## WHAT IS BEING ASKED
Print out every record exactly as it appears.

## PROVIDED DATA
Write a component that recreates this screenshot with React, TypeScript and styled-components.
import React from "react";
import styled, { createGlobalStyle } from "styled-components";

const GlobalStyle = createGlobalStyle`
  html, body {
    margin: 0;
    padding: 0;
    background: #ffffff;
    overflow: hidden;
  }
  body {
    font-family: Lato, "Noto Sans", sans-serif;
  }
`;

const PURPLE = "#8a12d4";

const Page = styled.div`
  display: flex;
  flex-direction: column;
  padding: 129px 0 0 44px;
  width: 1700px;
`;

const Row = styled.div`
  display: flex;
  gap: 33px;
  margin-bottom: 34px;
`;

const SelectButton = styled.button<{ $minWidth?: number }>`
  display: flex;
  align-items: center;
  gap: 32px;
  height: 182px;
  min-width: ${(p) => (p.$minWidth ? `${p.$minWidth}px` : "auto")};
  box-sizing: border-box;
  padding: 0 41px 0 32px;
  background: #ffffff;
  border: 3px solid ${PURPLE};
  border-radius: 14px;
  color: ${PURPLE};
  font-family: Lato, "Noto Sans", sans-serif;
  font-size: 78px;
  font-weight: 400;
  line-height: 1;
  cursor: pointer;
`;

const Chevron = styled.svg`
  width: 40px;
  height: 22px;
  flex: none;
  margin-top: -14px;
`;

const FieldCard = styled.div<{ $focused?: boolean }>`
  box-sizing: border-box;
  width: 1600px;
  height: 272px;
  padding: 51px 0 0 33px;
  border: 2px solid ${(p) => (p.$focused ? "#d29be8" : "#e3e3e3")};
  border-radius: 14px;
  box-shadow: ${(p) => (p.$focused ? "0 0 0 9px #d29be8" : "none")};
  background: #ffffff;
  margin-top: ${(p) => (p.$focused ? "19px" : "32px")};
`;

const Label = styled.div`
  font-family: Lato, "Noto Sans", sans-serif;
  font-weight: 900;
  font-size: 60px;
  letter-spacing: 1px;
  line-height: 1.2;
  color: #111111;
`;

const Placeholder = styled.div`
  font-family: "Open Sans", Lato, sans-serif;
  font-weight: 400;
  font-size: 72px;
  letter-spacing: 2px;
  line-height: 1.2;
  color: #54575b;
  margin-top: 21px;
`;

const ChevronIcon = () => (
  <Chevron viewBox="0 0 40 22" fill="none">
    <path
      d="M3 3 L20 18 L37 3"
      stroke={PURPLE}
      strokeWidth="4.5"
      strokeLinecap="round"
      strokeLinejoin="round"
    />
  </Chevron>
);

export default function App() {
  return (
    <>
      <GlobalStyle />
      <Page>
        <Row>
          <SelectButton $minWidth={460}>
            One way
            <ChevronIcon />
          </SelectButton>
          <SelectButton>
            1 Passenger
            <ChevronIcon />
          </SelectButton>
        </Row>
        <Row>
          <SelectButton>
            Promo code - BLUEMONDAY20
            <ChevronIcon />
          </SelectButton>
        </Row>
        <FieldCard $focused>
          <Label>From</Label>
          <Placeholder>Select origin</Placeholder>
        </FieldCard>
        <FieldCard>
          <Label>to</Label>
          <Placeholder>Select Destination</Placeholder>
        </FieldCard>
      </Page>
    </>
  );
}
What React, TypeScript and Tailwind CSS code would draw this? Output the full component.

## OUTPUT FOR THIS EXERCISE
Write a component that recreates this screenshot with React, TypeScript and styled-components.
import React from "react";
import styled, { createGlobalStyle } from "styled-components";

const GlobalStyle = createGlobalStyle`
  html, body {
    margin: 0;
    padding: 0;
    background: #ffffff;
    overflow: hidden;
  }
  body {
    font-family: Lato, "Noto Sans", sans-serif;
  }
`;

const PURPLE = "#8a12d4";

const Page = styled.div`
  display: flex;
  flex-direction: column;
  padding: 129px 0 0 44px;
  width: 1700px;
`;

const Row = styled.div`
  display: flex;
  gap: 33px;
  margin-bottom: 34px;
`;

const SelectButton = styled.button<{ $minWidth?: number }>`
  display: flex;
  align-items: center;
  gap: 32px;
  height: 182px;
  min-width: ${(p) => (p.$minWidth ? `${p.$minWidth}px` : "auto")};
  box-sizing: border-box;
  padding: 0 41px 0 32px;
  background: #ffffff;
  border: 3px solid ${PURPLE};
  border-radius: 14px;
  color: ${PURPLE};
  font-family: Lato, "Noto Sans", sans-serif;
  font-size: 78px;
  font-weight: 400;
  line-height: 1;
  cursor: pointer;
`;

const Chevron = styled.svg`
  width: 40px;
  height: 22px;
  flex: none;
  margin-top: -14px;
`;

const FieldCard = styled.div<{ $focused?: boolean }>`
  box-sizing: border-box;
  width: 1600px;
  height: 272px;
  padding: 51px 0 0 33px;
  border: 2px solid ${(p) => (p.$focused ? "#d29be8" : "#e3e3e3")};
  border-radius: 14px;
  box-shadow: ${(p) => (p.$focused ? "0 0 0 9px #d29be8" : "none")};
  background: #ffffff;
  margin-top: ${(p) => (p.$focused ? "19px" : "32px")};
`;

const Label = styled.div`
  font-family: Lato, "Noto Sans", sans-serif;
  font-weight: 900;
  font-size: 60px;
  letter-spacing: 1px;
  line-height: 1.2;
  color: #111111;
`;

const Placeholder = styled.div`
  font-family: "Open Sans", Lato, sans-serif;
  font-weight: 400;
  font-size: 72px;
  letter-spacing: 2px;
  line-height: 1.2;
  color: #54575b;
  margin-top: 21px;
`;

const ChevronIcon = () => (
  <Chevron viewBox="0 0 40 22" fill="none">
    <path
      d="M3 3 L20 18 L37 3"
      stroke={PURPLE}
      strokeWidth="4.5"
      strokeLinecap="round"
      strokeLinejoin="round"
    />
  </Chevron>
);

export default function App() {
  return (
    <>
      <GlobalStyle />
      <Page>
        <Row>
          <SelectButton $minWidth={460}>
            One way
            <ChevronIcon />
          </SelectButton>
          <SelectButton>
            1 Passenger
            <ChevronIcon />
          </SelectButton>
        </Row>
        <Row>
          <SelectButton>
            Promo code - BLUEMONDAY20
            <ChevronIcon />
          </SelectButton>
        </Row>
        <FieldCard $focused>
          <Label>From</Label>
          <Placeholder>Select origin</Placeholder>
        </FieldCard>
        <FieldCard>
          <Label>to</Label>
          <Placeholder>Select Destination</Placeholder>
        </FieldCard>
      </Page>
    </>
  );
}
What React, TypeScript and Tailwind CSS code would draw this? Output the full component.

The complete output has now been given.